Dataset entries:
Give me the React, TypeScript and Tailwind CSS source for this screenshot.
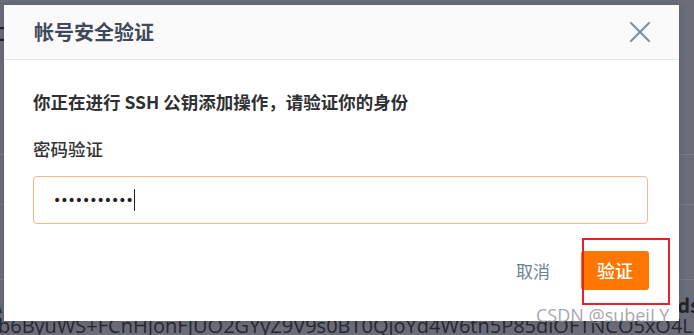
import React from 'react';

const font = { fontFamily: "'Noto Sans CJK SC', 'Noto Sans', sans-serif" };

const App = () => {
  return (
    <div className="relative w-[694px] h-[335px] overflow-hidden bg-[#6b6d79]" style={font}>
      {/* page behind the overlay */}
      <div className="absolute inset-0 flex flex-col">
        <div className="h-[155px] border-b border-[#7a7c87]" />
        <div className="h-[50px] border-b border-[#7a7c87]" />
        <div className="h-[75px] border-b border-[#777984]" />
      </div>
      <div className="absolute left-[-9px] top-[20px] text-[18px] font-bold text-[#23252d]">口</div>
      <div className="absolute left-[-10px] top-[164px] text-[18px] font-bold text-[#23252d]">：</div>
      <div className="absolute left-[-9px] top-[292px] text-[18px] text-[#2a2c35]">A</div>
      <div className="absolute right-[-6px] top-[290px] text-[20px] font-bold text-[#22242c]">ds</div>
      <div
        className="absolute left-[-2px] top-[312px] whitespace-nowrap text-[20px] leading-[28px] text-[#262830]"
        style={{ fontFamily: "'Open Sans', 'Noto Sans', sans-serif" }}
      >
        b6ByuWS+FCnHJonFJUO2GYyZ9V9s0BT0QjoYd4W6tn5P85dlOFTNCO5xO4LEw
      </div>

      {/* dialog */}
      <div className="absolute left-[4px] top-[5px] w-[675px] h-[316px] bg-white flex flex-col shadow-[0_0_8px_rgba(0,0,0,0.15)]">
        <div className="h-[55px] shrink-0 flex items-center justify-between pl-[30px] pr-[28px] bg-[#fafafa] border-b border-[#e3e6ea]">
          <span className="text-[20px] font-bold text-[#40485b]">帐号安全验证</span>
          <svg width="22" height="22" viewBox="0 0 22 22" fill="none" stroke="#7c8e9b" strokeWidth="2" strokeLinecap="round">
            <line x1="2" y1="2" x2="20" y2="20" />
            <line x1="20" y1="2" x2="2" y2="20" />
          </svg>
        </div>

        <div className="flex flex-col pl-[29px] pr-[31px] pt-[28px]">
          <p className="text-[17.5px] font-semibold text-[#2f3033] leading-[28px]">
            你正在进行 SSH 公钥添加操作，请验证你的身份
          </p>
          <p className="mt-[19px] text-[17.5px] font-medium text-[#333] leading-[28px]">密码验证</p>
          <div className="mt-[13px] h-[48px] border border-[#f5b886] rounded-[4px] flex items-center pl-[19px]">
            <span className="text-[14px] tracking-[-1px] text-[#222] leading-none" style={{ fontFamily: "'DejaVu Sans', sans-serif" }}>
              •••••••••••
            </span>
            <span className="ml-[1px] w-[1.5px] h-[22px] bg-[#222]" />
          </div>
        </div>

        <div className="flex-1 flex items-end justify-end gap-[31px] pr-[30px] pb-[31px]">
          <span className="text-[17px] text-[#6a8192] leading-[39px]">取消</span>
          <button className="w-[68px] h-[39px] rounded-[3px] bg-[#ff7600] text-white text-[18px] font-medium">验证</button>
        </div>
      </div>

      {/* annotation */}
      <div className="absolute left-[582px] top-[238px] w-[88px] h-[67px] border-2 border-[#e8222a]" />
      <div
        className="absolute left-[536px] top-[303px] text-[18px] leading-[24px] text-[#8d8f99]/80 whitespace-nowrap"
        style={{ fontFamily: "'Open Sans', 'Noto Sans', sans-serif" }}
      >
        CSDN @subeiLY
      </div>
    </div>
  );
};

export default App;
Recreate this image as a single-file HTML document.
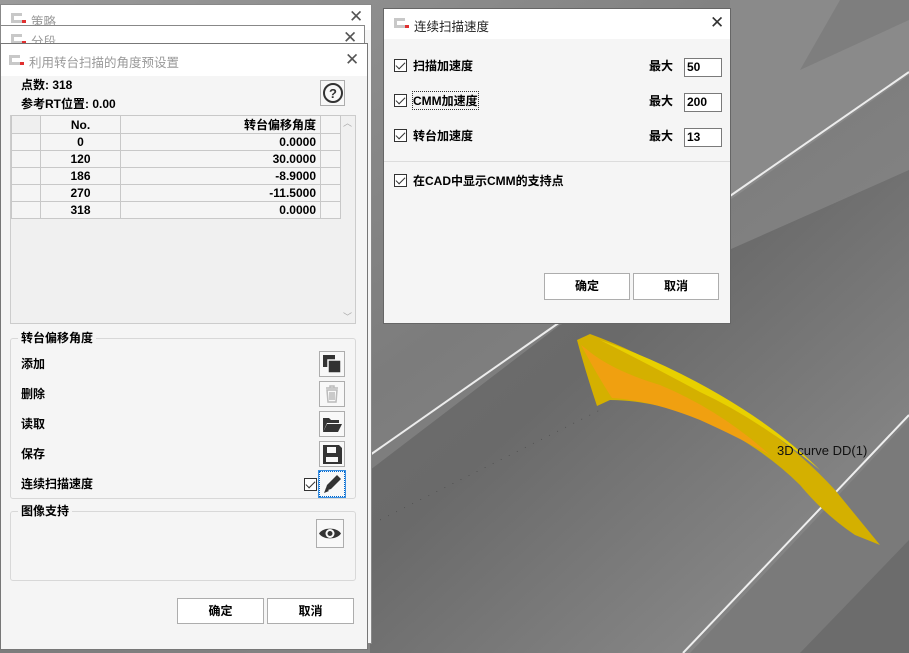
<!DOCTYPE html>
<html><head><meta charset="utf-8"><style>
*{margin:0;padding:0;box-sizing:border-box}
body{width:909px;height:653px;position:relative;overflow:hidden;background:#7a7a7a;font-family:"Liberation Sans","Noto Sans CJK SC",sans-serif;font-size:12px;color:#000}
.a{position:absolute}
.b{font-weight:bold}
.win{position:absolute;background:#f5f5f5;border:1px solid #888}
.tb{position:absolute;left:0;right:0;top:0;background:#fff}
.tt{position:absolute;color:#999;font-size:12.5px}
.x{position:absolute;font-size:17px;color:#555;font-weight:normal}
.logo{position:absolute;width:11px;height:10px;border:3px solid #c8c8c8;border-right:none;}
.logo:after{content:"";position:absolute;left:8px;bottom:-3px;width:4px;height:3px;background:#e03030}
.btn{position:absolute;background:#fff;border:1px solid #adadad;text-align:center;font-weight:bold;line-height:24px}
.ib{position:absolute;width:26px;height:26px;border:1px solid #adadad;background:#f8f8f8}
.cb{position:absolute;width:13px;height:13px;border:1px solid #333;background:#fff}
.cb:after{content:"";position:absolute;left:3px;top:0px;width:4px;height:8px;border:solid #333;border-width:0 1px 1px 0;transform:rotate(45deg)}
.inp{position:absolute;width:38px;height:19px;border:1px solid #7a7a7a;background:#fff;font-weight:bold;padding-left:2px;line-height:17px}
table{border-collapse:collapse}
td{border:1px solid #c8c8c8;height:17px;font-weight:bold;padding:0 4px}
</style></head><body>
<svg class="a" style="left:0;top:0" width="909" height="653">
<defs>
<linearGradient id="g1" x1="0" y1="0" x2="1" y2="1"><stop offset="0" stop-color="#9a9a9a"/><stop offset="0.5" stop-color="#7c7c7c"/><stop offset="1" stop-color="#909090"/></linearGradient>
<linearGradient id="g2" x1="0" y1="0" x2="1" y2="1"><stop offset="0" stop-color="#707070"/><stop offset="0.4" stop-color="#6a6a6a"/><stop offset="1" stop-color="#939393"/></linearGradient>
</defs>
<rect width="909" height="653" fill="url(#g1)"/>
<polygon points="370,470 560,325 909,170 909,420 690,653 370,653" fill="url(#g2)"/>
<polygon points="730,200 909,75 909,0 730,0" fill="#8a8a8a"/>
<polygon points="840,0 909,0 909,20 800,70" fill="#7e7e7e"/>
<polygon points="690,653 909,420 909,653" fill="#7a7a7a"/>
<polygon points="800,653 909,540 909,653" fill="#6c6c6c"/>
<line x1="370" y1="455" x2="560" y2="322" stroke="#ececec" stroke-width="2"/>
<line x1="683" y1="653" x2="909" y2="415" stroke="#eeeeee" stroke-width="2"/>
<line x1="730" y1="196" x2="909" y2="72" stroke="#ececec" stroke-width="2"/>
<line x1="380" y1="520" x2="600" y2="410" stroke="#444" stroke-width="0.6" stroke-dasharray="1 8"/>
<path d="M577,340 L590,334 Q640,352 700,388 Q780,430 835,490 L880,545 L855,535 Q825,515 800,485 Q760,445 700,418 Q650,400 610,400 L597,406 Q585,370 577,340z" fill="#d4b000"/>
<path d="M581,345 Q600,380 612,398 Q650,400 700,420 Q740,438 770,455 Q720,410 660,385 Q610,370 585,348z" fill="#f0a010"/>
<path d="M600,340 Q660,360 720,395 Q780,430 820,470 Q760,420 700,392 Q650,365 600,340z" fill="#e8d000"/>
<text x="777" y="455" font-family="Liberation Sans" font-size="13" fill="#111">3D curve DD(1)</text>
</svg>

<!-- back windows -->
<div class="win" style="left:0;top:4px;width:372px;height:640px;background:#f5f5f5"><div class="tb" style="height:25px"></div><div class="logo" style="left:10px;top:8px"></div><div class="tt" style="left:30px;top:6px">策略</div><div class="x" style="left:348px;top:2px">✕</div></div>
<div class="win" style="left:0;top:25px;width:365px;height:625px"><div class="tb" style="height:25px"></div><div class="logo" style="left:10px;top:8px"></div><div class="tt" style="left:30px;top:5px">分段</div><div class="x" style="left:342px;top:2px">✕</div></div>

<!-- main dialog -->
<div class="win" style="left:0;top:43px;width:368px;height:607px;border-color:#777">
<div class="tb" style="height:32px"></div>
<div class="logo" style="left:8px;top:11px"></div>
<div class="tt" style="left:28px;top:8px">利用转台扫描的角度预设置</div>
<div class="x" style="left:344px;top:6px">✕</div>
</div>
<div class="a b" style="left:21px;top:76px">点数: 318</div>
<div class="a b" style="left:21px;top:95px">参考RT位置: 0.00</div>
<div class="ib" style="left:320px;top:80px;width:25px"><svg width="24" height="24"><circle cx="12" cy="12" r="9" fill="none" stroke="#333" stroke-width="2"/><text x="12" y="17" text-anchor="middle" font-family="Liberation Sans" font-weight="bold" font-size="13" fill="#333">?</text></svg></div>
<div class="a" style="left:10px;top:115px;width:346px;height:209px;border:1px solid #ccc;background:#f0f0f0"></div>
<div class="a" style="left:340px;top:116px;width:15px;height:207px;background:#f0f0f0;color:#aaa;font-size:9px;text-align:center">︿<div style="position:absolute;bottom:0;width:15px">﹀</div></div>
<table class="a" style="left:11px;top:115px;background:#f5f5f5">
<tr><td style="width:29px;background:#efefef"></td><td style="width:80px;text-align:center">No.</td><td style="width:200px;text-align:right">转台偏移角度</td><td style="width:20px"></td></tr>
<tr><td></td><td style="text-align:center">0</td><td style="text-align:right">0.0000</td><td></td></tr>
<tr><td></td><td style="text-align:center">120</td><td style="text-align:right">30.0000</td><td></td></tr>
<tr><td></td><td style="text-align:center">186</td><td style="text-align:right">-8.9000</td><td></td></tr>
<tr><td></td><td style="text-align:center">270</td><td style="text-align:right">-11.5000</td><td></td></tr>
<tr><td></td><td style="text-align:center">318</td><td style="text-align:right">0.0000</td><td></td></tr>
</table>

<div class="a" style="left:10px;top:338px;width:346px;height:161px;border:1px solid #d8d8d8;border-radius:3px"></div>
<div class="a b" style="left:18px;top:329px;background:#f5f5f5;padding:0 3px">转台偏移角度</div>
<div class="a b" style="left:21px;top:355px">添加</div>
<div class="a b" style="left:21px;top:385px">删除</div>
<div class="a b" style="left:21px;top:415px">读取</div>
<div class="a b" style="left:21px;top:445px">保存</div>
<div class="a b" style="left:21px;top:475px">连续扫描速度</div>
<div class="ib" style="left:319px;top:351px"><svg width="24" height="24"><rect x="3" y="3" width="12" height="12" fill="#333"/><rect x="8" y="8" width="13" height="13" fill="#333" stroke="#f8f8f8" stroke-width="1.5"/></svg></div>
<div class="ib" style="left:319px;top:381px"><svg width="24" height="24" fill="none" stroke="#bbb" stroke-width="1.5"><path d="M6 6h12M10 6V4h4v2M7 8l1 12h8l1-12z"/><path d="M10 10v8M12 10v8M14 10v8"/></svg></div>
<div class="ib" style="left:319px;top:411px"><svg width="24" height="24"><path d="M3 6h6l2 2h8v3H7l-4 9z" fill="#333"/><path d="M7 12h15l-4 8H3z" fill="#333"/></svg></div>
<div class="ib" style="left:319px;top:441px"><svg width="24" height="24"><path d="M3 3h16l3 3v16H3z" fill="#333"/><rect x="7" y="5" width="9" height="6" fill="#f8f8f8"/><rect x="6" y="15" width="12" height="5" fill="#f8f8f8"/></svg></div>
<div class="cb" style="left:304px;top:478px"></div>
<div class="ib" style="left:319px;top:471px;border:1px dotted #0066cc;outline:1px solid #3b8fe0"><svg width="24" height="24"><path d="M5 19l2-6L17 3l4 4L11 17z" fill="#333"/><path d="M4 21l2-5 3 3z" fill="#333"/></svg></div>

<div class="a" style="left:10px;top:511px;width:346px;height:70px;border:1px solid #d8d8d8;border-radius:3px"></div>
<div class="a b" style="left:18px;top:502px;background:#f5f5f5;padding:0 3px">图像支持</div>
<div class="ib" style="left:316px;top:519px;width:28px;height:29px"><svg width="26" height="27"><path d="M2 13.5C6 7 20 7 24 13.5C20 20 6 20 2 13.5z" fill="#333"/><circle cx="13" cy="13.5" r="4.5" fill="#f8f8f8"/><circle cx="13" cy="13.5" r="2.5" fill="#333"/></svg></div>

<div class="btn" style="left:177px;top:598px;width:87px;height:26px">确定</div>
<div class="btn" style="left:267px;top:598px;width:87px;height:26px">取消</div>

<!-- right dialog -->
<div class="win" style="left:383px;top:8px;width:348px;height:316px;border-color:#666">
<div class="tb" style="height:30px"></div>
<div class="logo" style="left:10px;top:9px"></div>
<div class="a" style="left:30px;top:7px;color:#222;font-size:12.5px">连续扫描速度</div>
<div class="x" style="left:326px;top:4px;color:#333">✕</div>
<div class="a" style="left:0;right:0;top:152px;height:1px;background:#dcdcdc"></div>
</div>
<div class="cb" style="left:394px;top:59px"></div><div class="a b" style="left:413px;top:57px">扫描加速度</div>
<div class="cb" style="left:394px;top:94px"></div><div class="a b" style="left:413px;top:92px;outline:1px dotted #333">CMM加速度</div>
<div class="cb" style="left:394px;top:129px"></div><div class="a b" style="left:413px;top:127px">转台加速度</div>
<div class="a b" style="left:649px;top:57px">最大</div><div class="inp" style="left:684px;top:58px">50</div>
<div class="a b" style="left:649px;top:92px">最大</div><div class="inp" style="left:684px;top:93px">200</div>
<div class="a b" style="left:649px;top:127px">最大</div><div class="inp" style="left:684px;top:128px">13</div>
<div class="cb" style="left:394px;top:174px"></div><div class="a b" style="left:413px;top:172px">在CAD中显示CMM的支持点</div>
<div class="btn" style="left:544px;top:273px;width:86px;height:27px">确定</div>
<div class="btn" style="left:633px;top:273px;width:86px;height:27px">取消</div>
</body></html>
* * *
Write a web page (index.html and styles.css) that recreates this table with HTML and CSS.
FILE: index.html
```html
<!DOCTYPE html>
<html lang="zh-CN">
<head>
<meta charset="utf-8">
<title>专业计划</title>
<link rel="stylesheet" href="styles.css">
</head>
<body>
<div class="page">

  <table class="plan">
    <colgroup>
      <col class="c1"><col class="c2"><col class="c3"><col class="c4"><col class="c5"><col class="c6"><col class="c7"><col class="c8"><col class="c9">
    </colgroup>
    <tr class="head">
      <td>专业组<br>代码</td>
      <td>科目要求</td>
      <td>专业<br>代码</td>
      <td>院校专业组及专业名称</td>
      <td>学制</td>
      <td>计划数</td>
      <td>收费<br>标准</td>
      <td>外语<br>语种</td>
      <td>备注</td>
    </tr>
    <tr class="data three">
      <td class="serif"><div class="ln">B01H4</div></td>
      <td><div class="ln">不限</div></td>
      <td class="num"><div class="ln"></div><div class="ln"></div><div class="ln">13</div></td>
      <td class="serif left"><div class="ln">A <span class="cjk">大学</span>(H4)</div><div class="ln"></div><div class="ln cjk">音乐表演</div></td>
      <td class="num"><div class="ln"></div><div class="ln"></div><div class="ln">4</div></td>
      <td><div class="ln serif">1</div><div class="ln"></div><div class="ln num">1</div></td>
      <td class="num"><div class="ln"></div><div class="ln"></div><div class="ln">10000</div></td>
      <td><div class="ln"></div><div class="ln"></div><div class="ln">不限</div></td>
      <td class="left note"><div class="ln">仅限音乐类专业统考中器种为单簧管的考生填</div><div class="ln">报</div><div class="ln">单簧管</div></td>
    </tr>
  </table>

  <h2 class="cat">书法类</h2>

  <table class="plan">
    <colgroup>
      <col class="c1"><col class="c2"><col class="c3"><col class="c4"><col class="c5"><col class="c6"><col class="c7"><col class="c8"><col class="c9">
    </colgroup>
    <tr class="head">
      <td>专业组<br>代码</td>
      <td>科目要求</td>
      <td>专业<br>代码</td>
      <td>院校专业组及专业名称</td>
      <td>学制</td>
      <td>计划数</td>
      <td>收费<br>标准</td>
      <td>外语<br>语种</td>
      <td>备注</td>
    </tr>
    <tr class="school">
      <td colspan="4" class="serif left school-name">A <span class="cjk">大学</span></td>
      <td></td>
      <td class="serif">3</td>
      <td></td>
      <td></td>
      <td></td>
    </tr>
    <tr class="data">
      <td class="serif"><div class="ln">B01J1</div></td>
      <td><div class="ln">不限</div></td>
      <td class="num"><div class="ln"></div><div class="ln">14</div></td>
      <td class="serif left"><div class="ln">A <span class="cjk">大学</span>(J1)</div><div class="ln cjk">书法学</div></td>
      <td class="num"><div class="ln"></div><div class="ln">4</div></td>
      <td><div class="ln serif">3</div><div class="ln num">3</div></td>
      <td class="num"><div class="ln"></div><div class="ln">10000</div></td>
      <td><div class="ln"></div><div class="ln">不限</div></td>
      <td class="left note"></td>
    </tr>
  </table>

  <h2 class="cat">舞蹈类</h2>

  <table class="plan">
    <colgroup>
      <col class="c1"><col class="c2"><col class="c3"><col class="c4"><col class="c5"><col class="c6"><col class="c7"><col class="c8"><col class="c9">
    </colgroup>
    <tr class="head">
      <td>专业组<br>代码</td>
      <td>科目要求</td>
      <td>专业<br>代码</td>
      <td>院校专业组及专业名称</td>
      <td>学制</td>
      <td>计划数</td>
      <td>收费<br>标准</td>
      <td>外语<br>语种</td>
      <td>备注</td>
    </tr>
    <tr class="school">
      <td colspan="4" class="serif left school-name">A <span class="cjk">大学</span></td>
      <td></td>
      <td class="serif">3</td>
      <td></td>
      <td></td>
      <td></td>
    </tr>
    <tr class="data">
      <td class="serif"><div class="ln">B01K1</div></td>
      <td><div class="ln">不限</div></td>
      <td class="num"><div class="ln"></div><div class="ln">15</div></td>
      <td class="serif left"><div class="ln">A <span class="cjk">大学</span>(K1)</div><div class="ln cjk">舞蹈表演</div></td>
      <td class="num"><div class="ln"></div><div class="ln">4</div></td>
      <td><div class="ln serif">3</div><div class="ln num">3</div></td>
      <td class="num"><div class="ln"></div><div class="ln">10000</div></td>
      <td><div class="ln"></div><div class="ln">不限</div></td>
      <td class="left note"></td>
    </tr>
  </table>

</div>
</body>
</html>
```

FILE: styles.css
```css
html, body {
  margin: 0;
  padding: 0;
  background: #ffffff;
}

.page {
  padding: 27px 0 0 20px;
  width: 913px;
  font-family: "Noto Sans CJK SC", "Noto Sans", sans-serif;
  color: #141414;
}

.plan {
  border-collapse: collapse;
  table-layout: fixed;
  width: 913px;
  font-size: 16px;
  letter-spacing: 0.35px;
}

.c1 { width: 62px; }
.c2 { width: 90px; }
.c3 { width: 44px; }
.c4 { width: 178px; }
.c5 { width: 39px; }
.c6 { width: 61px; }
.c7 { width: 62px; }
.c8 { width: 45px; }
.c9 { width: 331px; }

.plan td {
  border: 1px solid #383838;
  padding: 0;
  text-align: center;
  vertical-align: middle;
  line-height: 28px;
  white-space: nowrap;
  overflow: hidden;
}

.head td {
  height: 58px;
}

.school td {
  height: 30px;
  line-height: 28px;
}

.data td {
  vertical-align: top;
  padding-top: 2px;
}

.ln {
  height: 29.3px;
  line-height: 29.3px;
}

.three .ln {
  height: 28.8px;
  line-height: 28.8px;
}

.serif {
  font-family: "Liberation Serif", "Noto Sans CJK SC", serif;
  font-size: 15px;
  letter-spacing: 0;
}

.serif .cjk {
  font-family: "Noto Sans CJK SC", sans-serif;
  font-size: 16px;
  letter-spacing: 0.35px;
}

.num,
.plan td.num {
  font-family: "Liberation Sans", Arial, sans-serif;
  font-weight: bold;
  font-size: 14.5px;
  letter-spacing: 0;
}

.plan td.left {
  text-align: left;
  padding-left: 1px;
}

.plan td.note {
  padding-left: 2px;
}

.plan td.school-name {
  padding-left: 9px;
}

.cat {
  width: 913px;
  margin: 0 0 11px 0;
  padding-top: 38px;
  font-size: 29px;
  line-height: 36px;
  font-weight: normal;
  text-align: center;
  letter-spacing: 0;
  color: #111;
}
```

What is required: Return every line above that contains the word "page".

Output of the exercise:
      {/* page behind the overlay */}
Write a web page (index.html and styles.css) that recreates this table with HTML and CSS.
<div class="page">
.page {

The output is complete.